> SHORT TASK
Go through the data below line by line and count those containing the word "React". Reply with the count only.

> PROVIDED DATA
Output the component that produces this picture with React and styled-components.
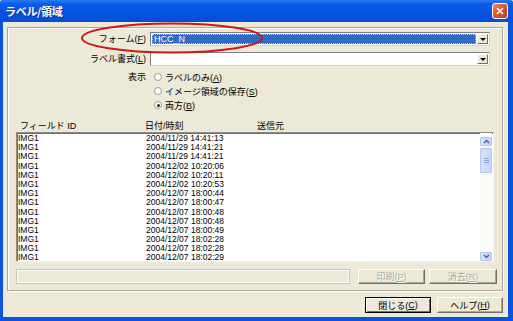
import React from 'react';
import styled, { createGlobalStyle } from 'styled-components';

const GlobalStyle = createGlobalStyle`
    html, body {
        margin: 0;
        padding: 0;
        background: #fff;
    }
    body {
        font-family: "Liberation Sans", "Noto Sans CJK JP", sans-serif;
        font-size: 9px;
        color: #000;
    }
`;

const Window = styled.div`
    position: relative;
    width: 513px;
    height: 321px;
    display: flex;
    flex-direction: column;
    overflow: hidden;
`;

const TitleBar = styled.div`
    height: 22px;
    flex: none;
    display: flex;
    align-items: center;
    justify-content: space-between;
    padding: 0 5px 0 5px;
    box-sizing: border-box;
    background: linear-gradient(to bottom, #2a7cf2 0%, #0a5ce8 18%, #0553e1 55%, #0450dc 85%, #0a4cc8 100%);
    border-radius: 2px 2px 0 0;
`;

const Title = styled.span`
    color: #fff;
    font-family: "Noto Sans CJK JP", sans-serif;
    font-weight: bold;
    font-size: 11px;
    text-shadow: 1px 1px 0 #0b2f8c;
    letter-spacing: -0.3px;
`;

const CloseButton = styled.div`
    width: 16px;
    height: 16px;
    box-sizing: border-box;
    border: 1px solid #fff;
    border-radius: 3px;
    background: linear-gradient(135deg, #f08a6c 0%, #e0512c 50%, #c53a18 100%);
    display: flex;
    align-items: center;
    justify-content: center;
`;

const Frame = styled.div`
    flex: 1;
    display: flex;
    background: #0b52dc;
    padding: 0 5px 4px 3px;
`;

const Client = styled.div`
    flex: 1;
    display: flex;
    flex-direction: column;
    background: #ece9d8;
    padding: 5px 5px 4px 4px;
`;

const GroupBox = styled.div`
    height: 264px;
    box-sizing: border-box;
    border: 1px solid #aca899;
    box-shadow: inset 1px 1px 0 #fff, 1px 1px 0 #fff;
    padding: 4px 0 6px 0;
    display: flex;
    flex-direction: column;
`;

const FieldRow = styled.div`
    display: grid;
    grid-template-columns: 138px 340px;
    column-gap: 4px;
    align-items: center;
    height: 14px;
    margin-top: ${({ $gap }) => $gap || 0}px;
`;

const Label = styled.span`
    text-align: right;
    white-space: nowrap;
    line-height: 14px;
`;

const Combo = styled.div`
    height: 14px;
    box-sizing: border-box;
    border: 1px solid #7f7f7f;
    border-right-color: #d4d0c8;
    border-bottom-color: #d4d0c8;
    background: #fff;
    display: flex;
    align-items: stretch;
    padding: 1px;
`;

const ComboText = styled.div`
    flex: 1;
    margin-right: 1px;
    padding-left: 2px;
    line-height: 10px;
    box-sizing: border-box;
    background: ${({ $selected }) => ($selected ? '#316ac5' : '#fff')};
    color: ${({ $selected }) => ($selected ? '#fff' : '#000')};
    outline: ${({ $selected }) => ($selected ? '1px dotted #b9c6e6' : 'none')};
    outline-offset: -1px;
`;

const DropButton = styled.div`
    width: 11px;
    box-sizing: border-box;
    background: #ece9d8;
    border: 1px solid;
    border-color: #fff #716f64 #716f64 #fff;
    display: flex;
    align-items: center;
    justify-content: center;

    &:after {
        content: '';
        border-left: 3px solid transparent;
        border-right: 3px solid transparent;
        border-top: 3px solid #000;
    }
`;

const DisplayGroup = styled.div`
    display: grid;
    grid-template-columns: 138px auto;
    column-gap: 8px;
    margin-top: 4px;
`;

const RadioList = styled.div`
    display: flex;
    flex-direction: column;
`;

const RadioItem = styled.div`
    height: 14px;
    display: flex;
    align-items: center;
    gap: 3px;
    white-space: nowrap;
`;

const RadioCircle = styled.span`
    width: 8px;
    height: 8px;
    box-sizing: border-box;
    border-radius: 50%;
    border: 1px solid #9c9b94;
    background: #fdfdfb;
    display: flex;
    align-items: center;
    justify-content: center;

    &:after {
        content: '';
        width: 3px;
        height: 3px;
        border-radius: 50%;
        background: ${({ $checked }) => ($checked ? '#222' : 'transparent')};
    }
`;

const ListHeader = styled.div`
    display: grid;
    grid-template-columns: 125px 112px 1fr;
    height: 14px;
    align-items: center;
    margin-top: 6px;
    padding-left: 12px;
    white-space: nowrap;
`;

const ListBox = styled.div`
    width: 478px;
    height: 130px;
    margin-left: 8px;
    box-sizing: border-box;
    background: #fff;
    border: 1px solid #8d8b82;
    border-right-color: #f4f3ee;
    border-bottom-color: #f4f3ee;
    box-shadow: inset 1px 1px 0 #6f6e68;
    display: flex;
    overflow: hidden;
`;

const Rows = styled.div`
    flex: 1;
    padding-top: 1px;
    padding-left: 1px;
    overflow: hidden;
`;

const Row = styled.div`
    display: grid;
    grid-template-columns: 128px 1fr;
    height: 9.2px;
    line-height: 9.2px;
    font-size: 8.5px;
    font-family: "Liberation Sans", sans-serif;
    white-space: nowrap;
`;

const ScrollBar = styled.div`
    width: 12px;
    margin-right: 1px;
    padding-top: 4px;
    background: #fbfbf8;
    display: flex;
    flex-direction: column;
`;

const ScrollArrow = styled.div`
    height: 9px;
    box-sizing: border-box;
    border: 1px solid #b5c8f2;
    border-radius: 1px;
    background: linear-gradient(to right, #d7e3fb, #c3d3f8);
    display: flex;
    align-items: center;
    justify-content: center;
    margin-top: ${({ $bottom }) => ($bottom ? 'auto' : '0')};
`;

const Thumb = styled.div`
    height: 25px;
    margin-top: 2px;
    box-sizing: border-box;
    border: 1px solid #b5c8f2;
    border-radius: 1px;
    background: linear-gradient(to right, #d6e2fb, #c6d6f9);
    display: flex;
    flex-direction: column;
    align-items: center;
    justify-content: center;
    gap: 1px;
`;

const Grip = styled.span`
    width: 5px;
    height: 1px;
    background: #8aa3da;
`;

const BottomRow = styled.div`
    display: flex;
    height: 15px;
    margin-top: 7px;
    margin-left: 8px;
`;

const Progress = styled.div`
    width: 334px;
    box-sizing: border-box;
    border: 1px solid #c9c6b8;
    box-shadow: inset 1px 1px 0 #fff, inset -1px -1px 0 #fff;
    margin-right: 8px;
`;

const Button = styled.div`
    width: ${({ $w }) => $w}px;
    height: 100%;
    box-sizing: border-box;
    display: flex;
    align-items: center;
    justify-content: center;
    background: #ece9d8;
    white-space: nowrap;
    border: 1px solid;
    border-color: ${({ $default }) => ($default ? '#000' : '#fff #716f64 #716f64 #fff')};
    box-shadow: ${({ $default }) =>
        $default ? 'inset 1px 1px 0 #fff, inset -1px -1px 0 #716f64' : 'inset -1px -1px 0 #aca899'};
    color: ${({ $disabled }) => ($disabled ? '#aca899' : '#000')};
    text-shadow: ${({ $disabled }) => ($disabled ? '1px 1px 0 #fff' : 'none')};
    margin-left: ${({ $gap }) => $gap || 0}px;
`;

const Footer = styled.div`
    display: flex;
    justify-content: flex-end;
    height: 16px;
    margin-top: 6px;
`;

const Annotation = styled.svg`
    position: absolute;
    left: 80px;
    top: 21px;
    pointer-events: none;
`;

const rows = [
    '2004/11/29 14:41:13',
    '2004/11/29 14:41:21',
    '2004/11/29 14:41:21',
    '2004/12/02 10:20:06',
    '2004/12/02 10:20:11',
    '2004/12/02 10:20:53',
    '2004/12/07 18:00:44',
    '2004/12/07 18:00:47',
    '2004/12/07 18:00:48',
    '2004/12/07 18:00:48',
    '2004/12/07 18:00:49',
    '2004/12/07 18:02:28',
    '2004/12/07 18:02:28',
    '2004/12/07 18:02:29',
];

const Chevron = ({ up }) => (
    <svg width="7" height="5" viewBox="0 0 7 5">
        <path d={up ? 'M1 4 L3.5 1.5 L6 4' : 'M1 1 L3.5 3.5 L6 1'} fill="none" stroke="#4d6185" strokeWidth="1.4" />
    </svg>
);

const App = () => {
    return (
        <>
            <GlobalStyle />
            <Window>
                <TitleBar>
                    <Title>ラベル/領域</Title>
                    <CloseButton>
                        <svg width="8" height="8" viewBox="0 0 8 8">
                            <path d="M1 1 L7 7 M7 1 L1 7" stroke="#fff" strokeWidth="1.6" />
                        </svg>
                    </CloseButton>
                </TitleBar>

                <Frame>
                    <Client>
                        <GroupBox>
                            <FieldRow>
                                <Label>
                                    フォーム(<u>F</u>)
                                </Label>
                                <Combo>
                                    <ComboText $selected>HCC_N</ComboText>
                                    <DropButton />
                                </Combo>
                            </FieldRow>
                            <FieldRow $gap={6}>
                                <Label>
                                    ラベル書式(<u>L</u>)
                                </Label>
                                <Combo>
                                    <ComboText />
                                    <DropButton />
                                </Combo>
                            </FieldRow>

                            <DisplayGroup>
                                <Label>表示</Label>
                                <RadioList>
                                    <RadioItem>
                                        <RadioCircle />
                                        <span>
                                            ラベルのみ(<u>A</u>)
                                        </span>
                                    </RadioItem>
                                    <RadioItem>
                                        <RadioCircle />
                                        <span>
                                            イメージ領域の保存(<u>S</u>)
                                        </span>
                                    </RadioItem>
                                    <RadioItem>
                                        <RadioCircle $checked />
                                        <span>
                                            両方(<u>B</u>)
                                        </span>
                                    </RadioItem>
                                </RadioList>
                            </DisplayGroup>

                            <ListHeader>
                                <span>フィールド ID</span>
                                <span>日付/時刻</span>
                                <span>送信元</span>
                            </ListHeader>

                            <ListBox>
                                <Rows>
                                    {rows.map((date, i) => (
                                        <Row key={i}>
                                            <span>IMG1</span>
                                            <span>{date}</span>
                                        </Row>
                                    ))}
                                </Rows>
                                <ScrollBar>
                                    <ScrollArrow>
                                        <Chevron up />
                                    </ScrollArrow>
                                    <Thumb>
                                        <Grip />
                                        <Grip />
                                        <Grip />
                                    </Thumb>
                                    <ScrollArrow $bottom>
                                        <Chevron />
                                    </ScrollArrow>
                                </ScrollBar>
                            </ListBox>

                            <BottomRow>
                                <Progress />
                                <Button $w={67} $disabled>
                                    印刷(<u>P</u>)
                                </Button>
                                <Button $w={68} $gap={4} $disabled>
                                    消去(<u>R</u>)
                                </Button>
                            </BottomRow>
                        </GroupBox>

                        <Footer>
                            <Button $w={66} $default>
                                閉じる(<u>C</u>)
                            </Button>
                            <Button $w={66} $gap={6}>
                                ヘルプ(<u>H</u>)
                            </Button>
                        </Footer>
                    </Client>
                </Frame>

                <Annotation width="186" height="34" viewBox="0 0 186 34">
                    <ellipse cx="92" cy="17" rx="90" ry="14.5" fill="none" stroke="#d0161a" strokeWidth="2" />
                </Annotation>
            </Window>
        </>
    );
};

export default App;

> SOLUTION FOR THIS EXERCISE
2